Kaino Thomsen-Fuataga

Personal information
- Born: 12 May 1991 (age 35) Faga'alu, American Samoa
- Height: 1.80 m (5 ft 11 in) (2012)
- Weight: 90 kg (200 lb) (2012)

Sport
- Country: Samoa
- Sport: Taekwondo
- Event: +80 kg

Medal record
Men's taekwondo
Representing Samoa
Pacific Games
| Gold medal – first place | 2011 Nouméa | -87 kg |
| Silver medal – second place | 2019 Apia | +87 kg |

= Kaino Thomsen =

Samoan taekwondo practitioner

Kaino Thomsen-Fuataga (born 12 May 1991) is a Samoan sportsman who has represented his country in taekwondo and rugby union. He competed in the +80 kg event at the 2012 Summer Olympics; he was defeated by Anthony Obame in the preliminary round and was eliminated by Robelis Despaigne in the repechage contest.

==Rugby union==

In December 2012, just four months after London 2012, Thomsen announced he had quit taekwondo due to false promises, empty words and the lack of money. He said he wanted to re-purpose his talents at rugby union after representing Manu Samoa in age grade rugby. In February 2013, he was part of the Samoa A squad in the Pacific Rugby Cup, in which Samoa A came runners up to Fiji Warriors.
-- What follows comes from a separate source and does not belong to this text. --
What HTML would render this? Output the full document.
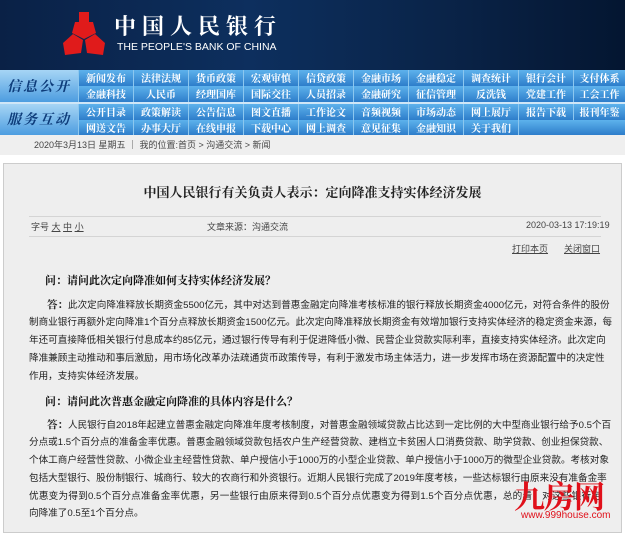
<!DOCTYPE html>
<html><head><meta charset="utf-8"><style>
*{margin:0;padding:0;box-sizing:border-box}
body{width:625px;height:526px;overflow:hidden;background:#fff;font-family:"Liberation Sans","Noto Sans CJK SC",sans-serif;position:relative}
#hd{position:absolute;left:0;top:0;width:625px;height:70px;background:linear-gradient(90deg,#0a2146 0%,#0d2f5e 40%,#0a2449 70%,#041631 100%)}
#hd .cn{position:absolute;left:114px;top:13px;color:#fff;font-family:"Noto Serif CJK SC",serif;font-size:22px;letter-spacing:6px;font-weight:bold;line-height:26px}
#hd .en{position:absolute;left:117px;top:41px;color:#fff;font-size:10.5px;line-height:12px}
.nav{position:absolute;left:0;width:625px;height:32px}
.nav .lab{position:absolute;left:0;top:0;width:78px;height:32px;background:linear-gradient(180deg,#a6d5f5,#4d9de0);color:#0e3c7a;font-style:italic;font-weight:bold;font-size:14px;line-height:32px;text-align:center;letter-spacing:2px;font-family:"Noto Serif CJK SC",serif}
.nav .it{position:absolute;height:16px;width:55px;background:linear-gradient(180deg,#5db2ec,#2d7dca);color:#fff;font-size:10px;font-weight:bold;line-height:16px;text-align:center;border-left:1px solid #8cc7ef;font-family:"Noto Serif CJK SC",serif}
#bc{position:absolute;left:0;top:135px;width:625px;height:20px;background:#efefef;font-size:9px;color:#444;line-height:20px;padding-left:34px}
#box{position:absolute;left:3px;top:163px;width:619px;height:370px;border:1px solid #ccc;background:#eeeeee;overflow:hidden}
#box .t{position:absolute;left:0;top:18px;width:617px;text-align:center;font-size:13px;font-weight:bold;color:#222;font-family:"Noto Serif CJK SC",serif}
.ln{position:absolute;left:25px;width:572px;height:1px;background:#d4d4d4}
.meta{position:absolute;top:56px;font-size:9px;color:#444}
.lk{position:absolute;top:78px;font-size:9px;color:#444;text-decoration:underline}
.q{position:absolute;left:41px;font-size:11px;font-weight:bold;color:#111;font-family:"Noto Serif CJK SC",serif}
.l{position:absolute;left:25px;width:572px;font-size:9.6px;line-height:14px;color:#222;text-align:justify;text-align-last:justify;white-space:nowrap}
.l.f{left:43px;width:554px}
.l.e{text-align-last:left}
.l b{font-family:"Noto Serif CJK SC",serif;font-size:10.5px}
#wm{position:absolute;left:514px;top:478px;color:#e0101a;font-size:31px;font-weight:bold;line-height:34px;letter-spacing:-1px;font-family:"Noto Serif CJK SC",serif}
#wm2{position:absolute;left:521px;top:510px;color:#e0101a;font-size:10px}
</style></head><body>
<div id="hd">
<svg style="position:absolute;left:58px;top:10px" width="52" height="48" viewBox="0 0 52 48"><g fill="#e01b1b"><rect x="21" y="2" width="10" height="10"/><path d="M17 12h18l3 11-12 6-12-6z"/><path d="M5 33l10-9 10 6-2 13-16 2z"/><path d="M47 33l-10-9-10 6 2 13 16 2z"/></g></svg>
<div class="cn">中国人民银行</div>
<div class="en">THE PEOPLE'S BANK OF CHINA</div>
</div>
<div class="nav" style="top:70px"><div class="lab">信息公开</div>
<div class="it" style="left:78px;top:0">新闻发布</div><div class="it" style="left:133px;top:0">法律法规</div><div class="it" style="left:188px;top:0">货币政策</div><div class="it" style="left:243px;top:0">宏观审慎</div><div class="it" style="left:298px;top:0">信贷政策</div><div class="it" style="left:353px;top:0">金融市场</div><div class="it" style="left:408px;top:0">金融稳定</div><div class="it" style="left:463px;top:0">调查统计</div><div class="it" style="left:518px;top:0">银行会计</div><div class="it" style="left:573px;top:0;width:52px">支付体系</div>
<div class="it" style="left:78px;top:16px">金融科技</div><div class="it" style="left:133px;top:16px">人民币</div><div class="it" style="left:188px;top:16px">经理国库</div><div class="it" style="left:243px;top:16px">国际交往</div><div class="it" style="left:298px;top:16px">人员招录</div><div class="it" style="left:353px;top:16px">金融研究</div><div class="it" style="left:408px;top:16px">征信管理</div><div class="it" style="left:463px;top:16px">反洗钱</div><div class="it" style="left:518px;top:16px">党建工作</div><div class="it" style="left:573px;top:16px;width:52px">工会工作</div>
</div>
<div style="position:absolute;left:0;top:102px;width:625px;height:2px;background:#cfe6f7"></div>
<div class="nav" style="top:104px;height:31px"><div class="lab" style="height:31px;line-height:31px">服务互动</div>
<div class="it" style="left:78px;top:0">公开目录</div><div class="it" style="left:133px;top:0">政策解读</div><div class="it" style="left:188px;top:0">公告信息</div><div class="it" style="left:243px;top:0">图文直播</div><div class="it" style="left:298px;top:0">工作论文</div><div class="it" style="left:353px;top:0">音频视频</div><div class="it" style="left:408px;top:0">市场动态</div><div class="it" style="left:463px;top:0">网上展厅</div><div class="it" style="left:518px;top:0">报告下载</div><div class="it" style="left:573px;top:0;width:52px">报刊年鉴</div>
<div class="it" style="left:78px;top:16px;height:15px">网送文告</div><div class="it" style="left:133px;top:16px;height:15px">办事大厅</div><div class="it" style="left:188px;top:16px;height:15px">在线申报</div><div class="it" style="left:243px;top:16px;height:15px">下载中心</div><div class="it" style="left:298px;top:16px;height:15px">网上调查</div><div class="it" style="left:353px;top:16px;height:15px">意见征集</div><div class="it" style="left:408px;top:16px;height:15px">金融知识</div><div class="it" style="left:463px;top:16px;height:15px">关于我们</div><div class="it" style="left:518px;top:16px;height:15px;width:107px"></div>
</div>
<div id="bc">2020年3月13日 星期五 ｜ 我的位置:首页 &gt; 沟通交流 &gt; 新闻</div>
<div id="box">
<div class="t">中国人民银行有关负责人表示：定向降准支持实体经济发展</div>
<div class="ln" style="top:52px"></div>
<div class="meta" style="left:27px">字号 <u>大</u> <u>中</u> <u>小</u></div>
<div class="meta" style="left:203px">文章来源：沟通交流</div>
<div class="meta" style="left:522px">2020-03-13 17:19:19</div>
<div class="ln" style="top:72px"></div>
<div class="lk" style="left:508px">打印本页</div><div class="lk" style="left:560px">关闭窗口</div>
<div class="q" style="top:108px">问：请问此次定向降准如何支持实体经济发展？</div>
<div class="l f" style="top:134px"><b>答：</b>此次定向降准释放长期资金5500亿元，其中对达到普惠金融定向降准考核标准的银行释放长期资金4000亿元，对符合条件的股份</div>
<div class="l" style="top:152px">制商业银行再额外定向降准1个百分点释放长期资金1500亿元。此次定向降准释放长期资金有效增加银行支持实体经济的稳定资金来源，每</div>
<div class="l" style="top:170px">年还可直接降低相关银行付息成本约85亿元，通过银行传导有利于促进降低小微、民营企业贷款实际利率，直接支持实体经济。此次定向</div>
<div class="l" style="top:188px">降准兼顾主动推动和事后激励，用市场化改革办法疏通货币政策传导，有利于激发市场主体活力，进一步发挥市场在资源配置中的决定性</div>
<div class="l e" style="top:206px">作用，支持实体经济发展。</div>
<div class="q" style="top:229px">问：请问此次普惠金融定向降准的具体内容是什么？</div>
<div class="l f" style="top:254px"><b>答：</b>人民银行自2018年起建立普惠金融定向降准年度考核制度，对普惠金融领域贷款占比达到一定比例的大中型商业银行给予0.5个百</div>
<div class="l" style="top:272px">分点或1.5个百分点的准备金率优惠。普惠金融领域贷款包括农户生产经营贷款、建档立卡贫困人口消费贷款、助学贷款、创业担保贷款、</div>
<div class="l" style="top:290px">个体工商户经营性贷款、小微企业主经营性贷款、单户授信小于1000万的小型企业贷款、单户授信小于1000万的微型企业贷款。考核对象</div>
<div class="l" style="top:308px">包括大型银行、股份制银行、城商行、较大的农商行和外资银行。近期人民银行完成了2019年度考核，一些达标银行由原来没有准备金率</div>
<div class="l" style="top:326px">优惠变为得到0.5个百分点准备金率优惠，另一些银行由原来得到0.5个百分点优惠变为得到1.5个百分点优惠，总的看，对这些银行定</div>
<div class="l e" style="top:343px">向降准了0.5至1个百分点。</div>
</div>
<div id="wm">九房网</div>
<div id="wm2">www.999house.com</div>
</body></html>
Just two years after London 2012, Thomsen was then named in the Samoan national rugby union team for their 2014 mid-year tests and 2014 IRB Pacific Nations Cup.

In a return to taekwondo for the Pacific Games held in Apia in 2019, Thomsen won a silver medal in a closely contested bout against Australia's Alan Salek in the +87 kg division. He had won a gold medal at the games eight years earlier in Nouméa.